Diana Andreea Popescu, Rogelio Tomas Garcia
329 CUDA Optimization of Non-Local Means Extended to Wrapped Gaussian Distributions for Interferometric Phase Denoising [abstract]
Abstract: Interferometric Synthetic Aperture Radar (InSAR) captures hundreds of millions of phase measurements with a single image, which can be differenced with a subsequent matching image to measure the Earth’s physical properties such as atmosphere, topography, and ground instability. Each pixel in an InSAR image lies somewhere between perfect information and complete noise; deriving useful measurements from InSAR is therefore predicated upon estimating the quality (coherence) of each pixel, while also enhancing the information-bearing pixels through filtering. Rejecting noisy pixels at the outset and filtering the available information without introducing artifacts is crucial for generating accurate and spatially dense measurements. A capable filtering strategy must accommodate the diversity of manmade and natural ground cover exhibiting noise spawned by vegetation and water interwoven with useable signals echoed by infrastructure, rocks, and bare ground. Traditional filtering strategies assuming spatial homogeneity have lately been replaced by filters that honor discontinuities in ground cover, but two key improvements are needed: a) techniques must be adapted to enhance phase rather than amplitude, and b) runtime needs to be reduced to support deployment for operational land-information products. We present a new algorithm for wrapped phase filtering based on the nonlocal means algorithm (NLM) of Baudes et al. (2005) and the non-local InSAR (NL-InSAR) algorithm of Deledalle et al. (2011). The new filter, wrapped-NLM (WNLM), extends NLM to wrapped phase data that is inherently lossy due to an unknown integer number of phase ambiguities per pixel. The filter is similar to that of NL-InSAR in that we adopt their procedure of iteratively improving the filtered phase estimates by updating the Bayesian prior based on the previously filtered data (2009). Our filter differs from NL-INSAR in that it does not assume the Goodman model (1963) nor that of speckle noise (Goodman J. W., 2007) which were found to suffer in some areas due to having too many degrees of freedom; instead we use a more general assumption that the phase noise distribution is additive wrapped Gaussian, making the filter more robust to a larger variety of input data. This also simplifies the algorithm making it possible to implement an efficient parallel algorithm on the GPU using CUDA.

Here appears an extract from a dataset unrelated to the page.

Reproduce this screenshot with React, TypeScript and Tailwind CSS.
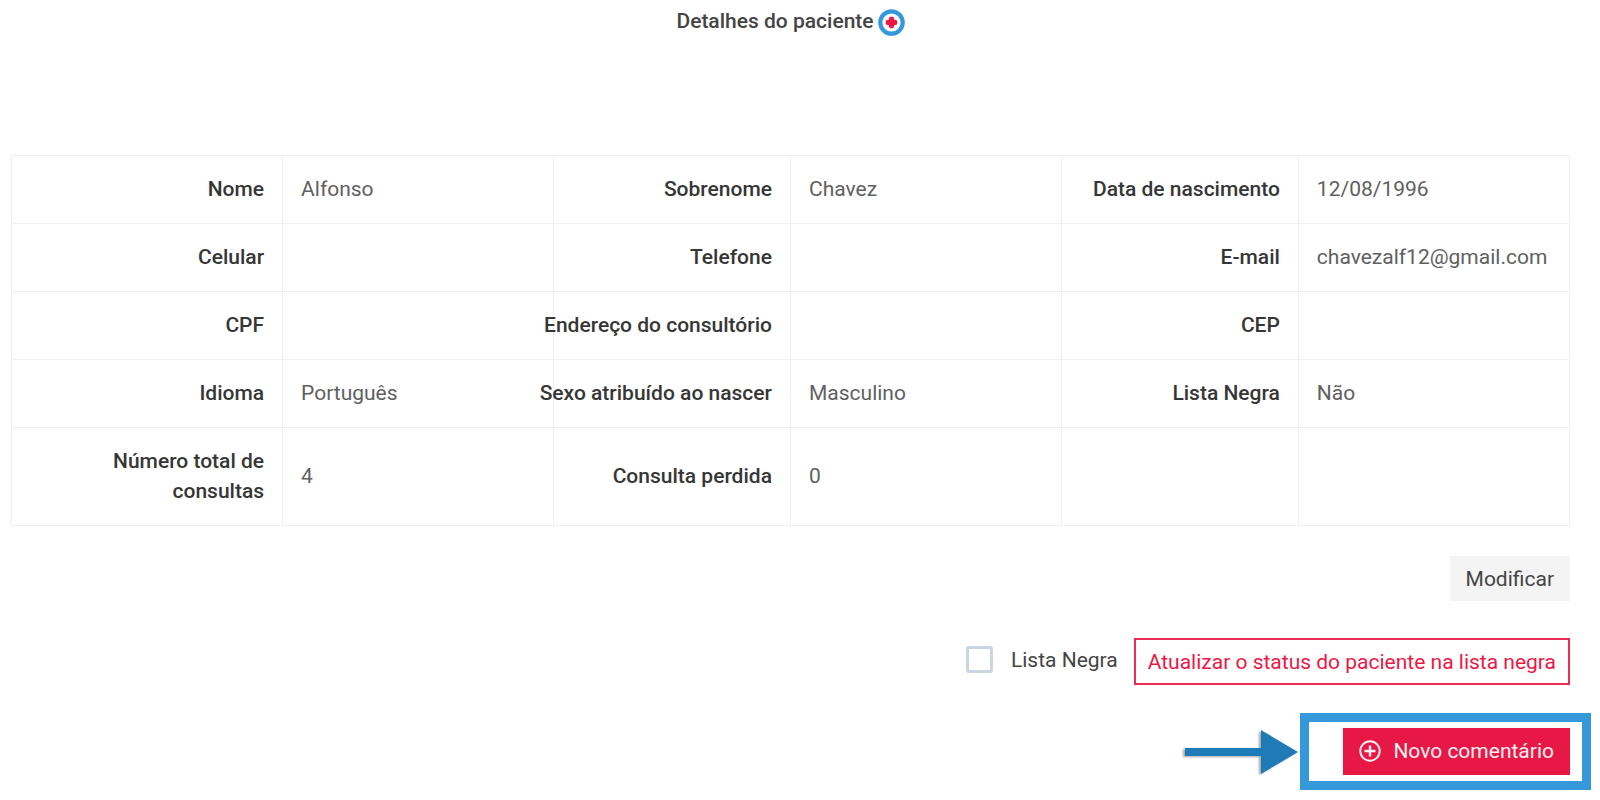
type Field = { label: string; value: string };

const rows: Field[][] = [
  [
    { label: "Nome", value: "Alfonso" },
    { label: "Sobrenome", value: "Chavez" },
    { label: "Data de nascimento", value: "12/08/1996" },
  ],
  [
    { label: "Celular", value: "" },
    { label: "Telefone", value: "" },
    { label: "E-mail", value: "chavezalf12@gmail.com" },
  ],
  [
    { label: "CPF", value: "" },
    { label: "Endereço do consultório", value: "" },
    { label: "CEP", value: "" },
  ],
  [
    { label: "Idioma", value: "Português" },
    { label: "Sexo atribuído ao nascer", value: "Masculino" },
    { label: "Lista Negra", value: "Não" },
  ],
  [
    { label: "Número total de consultas", value: "4" },
    { label: "Consulta perdida", value: "0" },
    { label: "", value: "" },
  ],
];

function AddBadge() {
  return (
    <svg viewBox="0 0 27 27" className="size-[27px]" aria-hidden="true">
      <circle cx="13.5" cy="13.5" r="11.2" fill="#fff" stroke="#3498db" strokeWidth="4.2" />
      <path
        d="M12.300 8.800h2.400l.8 2.700 2.700.8v2.400l-2.700.8-.8 2.700h-2.400l-.8-2.700-2.700-.8v-2.400l2.700-.8z"
        fill="#ec1846"
        stroke="#ec1846"
        strokeWidth="2"
        strokeLinejoin="round"
      />
    </svg>
  );
}

function PlusCircle() {
  return (
    <svg viewBox="0 0 22 22" className="size-[22px]" fill="none" stroke="currentColor" aria-hidden="true">
      <circle cx="11" cy="11" r="9.7" strokeWidth="2" />
      <path d="M11 5.5v11M5.5 11h11" strokeWidth="2.4" />
    </svg>
  );
}

function Arrow() {
  return (
    <svg viewBox="0 0 118 48" className="h-12 w-[118px] drop-shadow-[-2px_1px_1px_rgba(0,0,0,0.35)]" aria-hidden="true">
      <path d="M3 20h76V2l37 22-37 22V28H3z" fill="#1f7ab8" />
    </svg>
  );
}

function FieldCells({ label, value }: Field) {
  return (
    <>
      <th
        scope="row"
        className="border border-[#eef0f5] px-[18px] pt-[18px] pb-[19px] text-right align-middle font-medium text-[#363636]"
      >
        {label.startsWith("Número") ? (
          label
        ) : (
          <span className="flex justify-end whitespace-nowrap">{label}</span>
        )}
      </th>
      <td className="border border-[#eef0f5] px-[18px] pt-[18px] pb-[19px] align-middle whitespace-nowrap text-[#606060]">
        {value}
      </td>
    </>
  );
}

export default function App() {
  return (
    <main className="min-h-screen bg-white pr-[30px] pb-2 pl-[11px] font-['Roboto',sans-serif] text-[21px] leading-[30px] text-[#444]">
      <header className="flex items-center justify-center gap-1 pt-[6px]">
        <h1 className="font-medium">Detalhes do paciente</h1>
        <button type="button" aria-label="Adicionar" className="pt-[2px]">
          <AddBadge />
        </button>
      </header>

      <table className="mt-[119px] w-full table-fixed border-collapse">
        <colgroup>
          <col className="w-[17.4%]" />
          <col className="w-[17.4%]" />
          <col className="w-[15.2%]" />
          <col className="w-[17.4%]" />
          <col className="w-[15.2%]" />
          <col className="w-[17.4%]" />
        </colgroup>
        <tbody>
          {rows.map((row, i) => (
            <tr key={i} className="h-[68px]">
              {row.map((field, j) => (
                <FieldCells key={j} {...field} />
              ))}
            </tr>
          ))}
        </tbody>
      </table>

      <div className="mt-[30px] flex justify-end">
        <button type="button" className="h-[45px] bg-[#f4f4f4] px-4">
          Modificar
        </button>
      </div>

      <div className="mt-[37px] flex items-center justify-end gap-4">
        <label className="flex items-center gap-[18px] pb-1">
          <input type="checkbox" className="size-[27px] appearance-none rounded-[3px] border-3 border-[#cbd4e2] bg-white" />
          Lista Negra
        </label>
        <button type="button" className="h-[47px] border-2 border-[#ec2a54] px-3 text-[#ec1846]">
          Atualizar o status do paciente na lista negra
        </button>
      </div>

      <div className="mt-[43px] flex justify-end">
        <div className="relative">
          <button type="button" className="flex h-[47px] items-center gap-3 bg-[#e71845] px-4 pb-[2px] text-[#fff0f3]">
            <PlusCircle />
            Novo comentário
          </button>
          <div className="pointer-events-none absolute -top-[15px] -right-[21px] -bottom-[15px] -left-[43px] border-9 border-[#3498db]" />
          <div className="pointer-events-none absolute top-0 right-full mr-[43px]">
            <Arrow />
          </div>
        </div>
      </div>
    </main>
  );
}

Aaron Zimmer, Parwant Ghuman
449 A Performance Prediction and Analysis Integrated Framework for SpMV on GPUs [abstract]
Abstract: This paper presents unique modeling algorithms of performance prediction for sparse matrix-vector multiplication on GPUs. Based on the algorithms, we develop a framework that is able to predict SpMV kernel performance and to analyze the reported prediction results. We make the following contributions: (1) We provide theoretical basis for the generation of benchmark matrices according to the hardware features of a given specic GPU. (2) Given a sparse matrix, we propose a quantitative method to collect some features representing its matrix settings. (3) We propose four performance modeling algorithms to accurately predict kernel performance for SpMV computing using CSR, ELL, COO, and HYB SpMV kernels. We evaluate the accuracy of our framework with 8 widely-used sparse matrices (totally 32 test cases) on NVIDIA Tesla K80 GPU. In our experiments, the average performance differences between the predicted and measured SpMV kernel execution times for CSR, ELL, COO, and HYB SpMV kernels are 5.1%, 5.3%, 1.7%, and 6.1%, respectively.
Ping Guo, Chung-Wei Lee
71 A Multi-GPU Fast Iterative Method for Eikonal Equations using On-the-fly Adaptive Domain Decomposition [abstract]
Abstract: The recent research trend of Eikonal solver focuses on employing state-of-the-art parallel computing technology, such as GPUs. Even though there exists previous work on GPU-based parallel Eikonal solvers, only little research literature exists on the multi-GPU Eikonal solver due to its complication in data and work management. In this paper, we propose a novel on-the-fly, adaptive domain decomposition method for efficient implementation of the Block-based Fast Iterative Method on a multi-GPU system. The proposed method is based on dynamic domain decomposition so that the region to be processed by each GPU is determined on-the-fly when the solver is running. In addition, we propose an efficient domain assignment algorithm that minimizes communication overhead while maximizing load balancing between GPUs. The proposed method scales well, up to 6.17x for eight GPUs, and can handle large computing problems that do not fit to limited GPU memory. We assess the parallel efficiency and runtime performance of the proposed method on various distance computation examples using up to eight GPUs.